The irony is that the prime minister’s decision to play up the confrontation with Obama, perhaps as a means of bolstering his position back home, was contrary to a major theme of the AIPAC conference, which was “safer, stronger and better together” in reference to the U.S.-Israel relationship.

Across the board, Republican and Democratic leaders emphasized repeatedly during the conference the mutual benefit of strong U.S.-Israel ties, bipartisan support, cooperation, trust, unity, etc. Yet the two top leaders in Washington and Jerusalem clearly are not on the same page — and can’t hide their distrust, one for the other.

This is more than a personal grudge match; it can affect strategic policy and the very future of the Jewish state. Israel, of course, has a lot more to lose here than the U.S., so the onus is on Bibi to make the relationship better.

At the AIPAC conference it was clear that the prime minister’s initial reaction to the Obama State Department speech left delegates with a sense of deep concern about U.S. plans. For many, the mood at the Washington Convention Center reflected a sense of anger and fear over Obama’s intentions. In his talk Monday night, Bibi had a chance to put the thousands of pro-Israel supporters at ease, as the president sought to do the day before, but he chose not to, instead injecting again the concern about being threatened with “indefensible” borders.

His speech to Congress on Tuesday was very well received, and made Israel’s case eloquently. But it’s the president, more than members of Congress, who shapes foreign policy.

The good news or bad news, depending on your Mideast politics, is that Obama has made no mention of any new effort to restart the troubled and long-delayed negotiations, indicating that he is turning his attention to other world problems. The storm has passed, and in the end, little of substance regarding the Mideast impasse will result from all the heated rhetoric of the last week.

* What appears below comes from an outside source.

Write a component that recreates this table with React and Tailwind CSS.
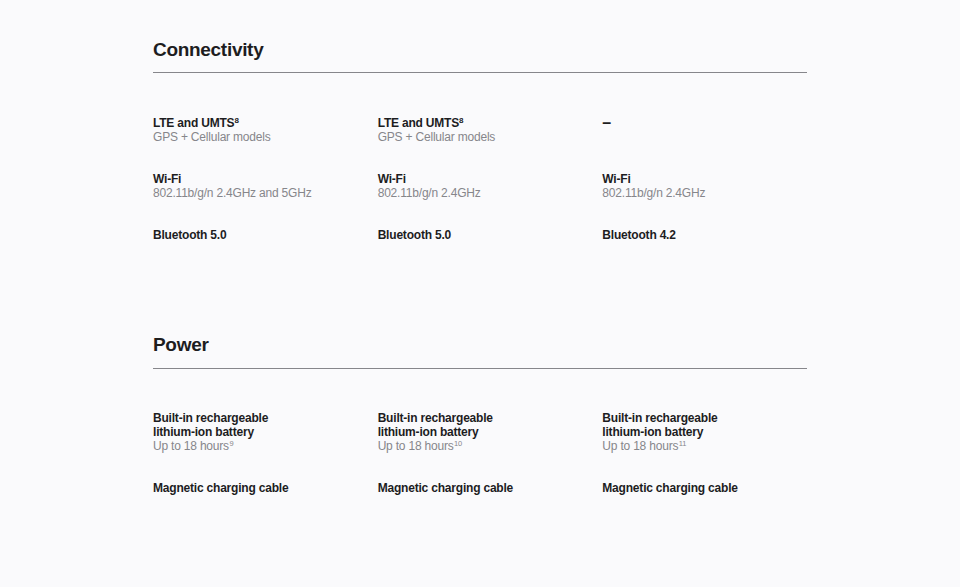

All the more reason why Bibi should have responded positively to the president’s speeches instead of reinforcing his image that he — rather than Abbas — is the Mideast’s Dr. No.

Abbas has chosen peace with Hamas (for the immediate future, at least) over a chance for peace with Israel. And Bibi has chosen confronting Obama rather than working at restoring their relationship. I hope it’s not a permanent mistake.